L'Udc ha voluto accentuare una lettura del voto come un incoraggiamento a seguire una linea di progressiva autonomia rispetto ai restanti partiti dell'opposizione ma sbaglia a dichiarare finita l'esperienza della Casa delle Libertà e la non disponibilità a partecipare alla manifestazione romana contro il governo delle tasse. Gli elettori dell'Udc, infatti, politicamente moderati ma socialmente colpiti dalla finanziaria di Prodi, non capiranno la scelta di non protestare unitariamente in piazza contro un governo che li colpisce pesantemente.

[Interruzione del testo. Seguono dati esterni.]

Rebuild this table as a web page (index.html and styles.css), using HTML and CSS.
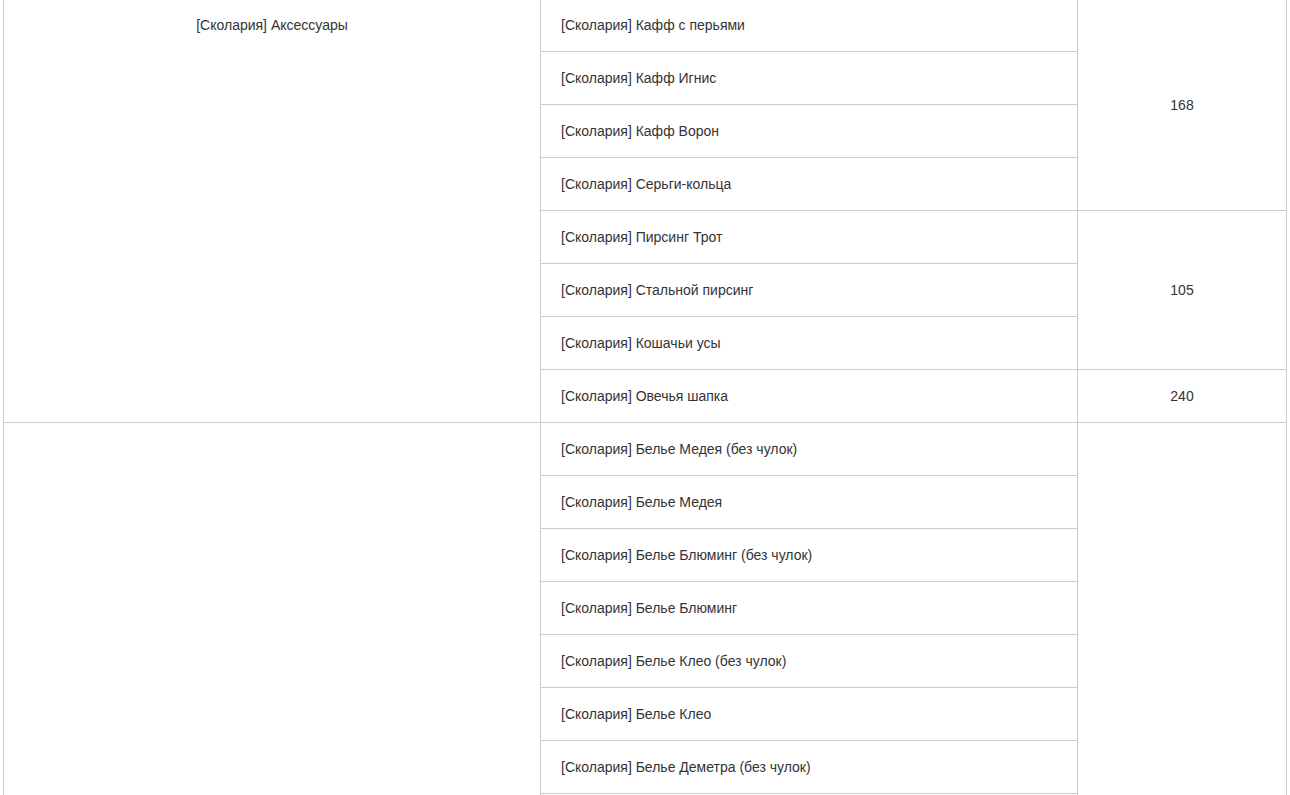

Bonaiuti: lotta lunga e dura al governo

Agenzia Ansa del 7 novembre, h. 15,44

Sarebbe "ottimo" se il governo non arrivasse a Natale, ma la sinistra non mollerà il potere e servirà una lotta "lunga e dura" per mandarla a casa: lo dice il portavoce di Berlusconi, on. Paolo Bonaiuti, intervistato da Radio Monte Carlo. L'esponente di Forza Italia si dice anche convinto che la maggioranza porrà la fiducia (unico suo "collante") sulla finanziaria.

Sulla manovra, sottolinea, "ci sarà una ferma e dura opposizione di tutta la CdL perchè da questa sinistra non c'è nulla di buono da attendersi".

"Anche alla Camera dove hanno una larga maggioranza - prosegue - finiranno per mettere la fiducia perchè la realtà è che non sono d'accordo tra loro e la fiducia è il collante che li tiene insieme, altrimenti il governo cadrebbe immediatamente".

Quando cadrà? "Questo - risponde Bonaiuti - non lo so. Per il bene dell'Italia sarebbe ottimo che un governo del genere non mangiasse il panettone.

Purtroppo questa sinistra è abituata all'occupazione del potere e i partiti faranno di tutto per non perdere le poltrone, le macchine blu, i privilegi e tutti i vantaggi a cui non vogliono rinunciare. Sarà una lotta lunga e dura, ma noi contiamo sull'appoggio della gente per mandarli a casa prima possibile".